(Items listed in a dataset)
━━━━━━

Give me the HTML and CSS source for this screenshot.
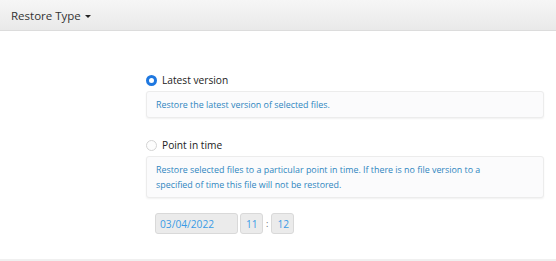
FILE: index.html
```html
<!DOCTYPE html>
<html>
<head>
<meta charset="utf-8">
<link rel="stylesheet" href="styles.css">
</head>
<body>
<div class="page">
  <div class="header">
    <span class="title">Restore Type</span><span class="caret"></span>
  </div>
  <div class="content">
    <div class="option">
      <label class="radio-row"><span class="radio checked"></span><span class="label">Latest version</span></label>
      <div class="desc">Restore the latest version of selected files.</div>
    </div>
    <div class="option">
      <label class="radio-row"><span class="radio"></span><span class="label">Point in time</span></label>
      <div class="desc">Restore selected files to a particular point in time. If there is no file version to a<br>specified of time this file will not be restored.</div>
    </div>
    <div class="time-row">
      <span class="field date">03/04/2022</span>
      <span class="field num">11</span>
      <span class="colon">:</span>
      <span class="field num">12</span>
    </div>
  </div>
  <div class="footer-line"></div>
</div>
</body>
</html>
```
FILE: styles.css
```css
html, body {
  margin: 0;
  padding: 0;
  background: #ffffff;
}
body {
  font-family: "Open Sans", "DejaVu Sans", sans-serif;
  width: 556px;
  height: 261px;
  overflow: hidden;
}
.page {
  display: flex;
  flex-direction: column;
  height: 261px;
}
.header {
  height: 31px;
  box-sizing: border-box;
  background: linear-gradient(#f6f6f6, #e9e9e9);
  border-bottom: 1px solid #dcdcdc;
  display: flex;
  align-items: center;
  padding-left: 11px;
  color: #333;
  font-size: 11.5px;
}
.caret {
  width: 0;
  height: 0;
  border-left: 3px solid transparent;
  border-right: 3px solid transparent;
  border-top: 3px solid #222;
  margin-left: 4px;
  margin-top: 2px;
}
.content {
  flex: 1;
  padding: 42px 12px 0 146px;
}
.option {
  display: flex;
  flex-direction: column;
}
.option + .option {
  margin-top: 20px;
}
.radio-row {
  display: flex;
  align-items: center;
  height: 14px;
}
.radio {
  width: 11px;
  height: 11px;
  box-sizing: border-box;
  border-radius: 50%;
  border: 1px solid #d4d4d4;
  background: #fdfdfd;
  margin-right: 5px;
}
.radio.checked {
  border: 3px solid #1f78e0;
  background: #fff;
}
.label {
  font-size: 10.2px;
  color: #222;
}
.desc {
  margin-top: 4px;
  background: #fbfbfc;
  border: 1px solid #ececec;
  border-radius: 3px;
  box-shadow: 0 1px 2px rgba(0,0,0,0.06);
  padding: 5px 9px;
  font-size: 8.9px;
  line-height: 15px;
  color: #2f86c0;
}
.time-row {
  margin-top: 15px;
  padding-left: 9px;
  display: flex;
  align-items: center;
}
.field {
  height: 21px;
  box-sizing: border-box;
  background: #ebebeb;
  border: 1px solid #d9d9d9;
  border-radius: 3px;
  font-size: 10.2px;
  color: #3a9be6;
  display: flex;
  align-items: center;
  padding: 0 4px;
}
.field.date {
  width: 83px;
}
.field.num {
  width: 23px;
  padding: 0 5px;
}
.field + .field {
  margin-left: 2px;
}
.colon {
  font-size: 9px;
  color: #666;
  margin: 0 3px;
}
.footer-line {
  height: 2px;
  background: #f0f0f0;
}
```
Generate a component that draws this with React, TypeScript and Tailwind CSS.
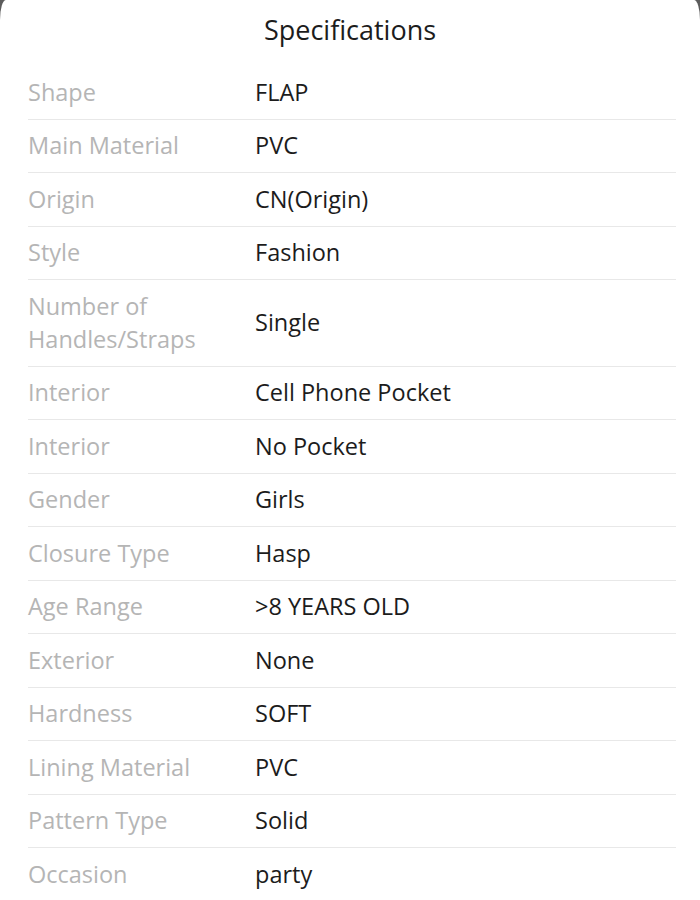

━━━━━━

**WHAT IS BEING ASKED**: Leave out all images, then reproduce the entries above exactly.

**WRITTEN RESPONSE**:
Give me the HTML and CSS source for this screenshot.
FILE: index.html
```html
<!DOCTYPE html>
<html>
<head>
<meta charset="utf-8">
<link rel="stylesheet" href="styles.css">
</head>
<body>
<div class="page">
  <div class="header">
    <span class="title">Restore Type</span><span class="caret"></span>
  </div>
  <div class="content">
    <div class="option">
      <label class="radio-row"><span class="radio checked"></span><span class="label">Latest version</span></label>
      <div class="desc">Restore the latest version of selected files.</div>
    </div>
    <div class="option">
      <label class="radio-row"><span class="radio"></span><span class="label">Point in time</span></label>
      <div class="desc">Restore selected files to a particular point in time. If there is no file version to a<br>specified of time this file will not be restored.</div>
    </div>
    <div class="time-row">
      <span class="field date">03/04/2022</span>
      <span class="field num">11</span>
      <span class="colon">:</span>
      <span class="field num">12</span>
    </div>
  </div>
  <div class="footer-line"></div>
</div>
</body>
</html>
```
FILE: styles.css
```css
html, body {
  margin: 0;
  padding: 0;
  background: #ffffff;
}
body {
  font-family: "Open Sans", "DejaVu Sans", sans-serif;
  width: 556px;
  height: 261px;
  overflow: hidden;
}
.page {
  display: flex;
  flex-direction: column;
  height: 261px;
}
.header {
  height: 31px;
  box-sizing: border-box;
  background: linear-gradient(#f6f6f6, #e9e9e9);
  border-bottom: 1px solid #dcdcdc;
  display: flex;
  align-items: center;
  padding-left: 11px;
  color: #333;
  font-size: 11.5px;
}
.caret {
  width: 0;
  height: 0;
  border-left: 3px solid transparent;
  border-right: 3px solid transparent;
  border-top: 3px solid #222;
  margin-left: 4px;
  margin-top: 2px;
}
.content {
  flex: 1;
  padding: 42px 12px 0 146px;
}
.option {
  display: flex;
  flex-direction: column;
}
.option + .option {
  margin-top: 20px;
}
.radio-row {
  display: flex;
  align-items: center;
  height: 14px;
}
.radio {
  width: 11px;
  height: 11px;
  box-sizing: border-box;
  border-radius: 50%;
  border: 1px solid #d4d4d4;
  background: #fdfdfd;
  margin-right: 5px;
}
.radio.checked {
  border: 3px solid #1f78e0;
  background: #fff;
}
.label {
  font-size: 10.2px;
  color: #222;
}
.desc {
  margin-top: 4px;
  background: #fbfbfc;
  border: 1px solid #ececec;
  border-radius: 3px;
  box-shadow: 0 1px 2px rgba(0,0,0,0.06);
  padding: 5px 9px;
  font-size: 8.9px;
  line-height: 15px;
  color: #2f86c0;
}
.time-row {
  margin-top: 15px;
  padding-left: 9px;
  display: flex;
  align-items: center;
}
.field {
  height: 21px;
  box-sizing: border-box;
  background: #ebebeb;
  border: 1px solid #d9d9d9;
  border-radius: 3px;
  font-size: 10.2px;
  color: #3a9be6;
  display: flex;
  align-items: center;
  padding: 0 4px;
}
.field.date {
  width: 83px;
}
.field.num {
  width: 23px;
  padding: 0 5px;
}
.field + .field {
  margin-left: 2px;
}
.colon {
  font-size: 9px;
  color: #666;
  margin: 0 3px;
}
.footer-line {
  height: 2px;
  background: #f0f0f0;
}
```
Generate a component that draws this with React, TypeScript and Tailwind CSS.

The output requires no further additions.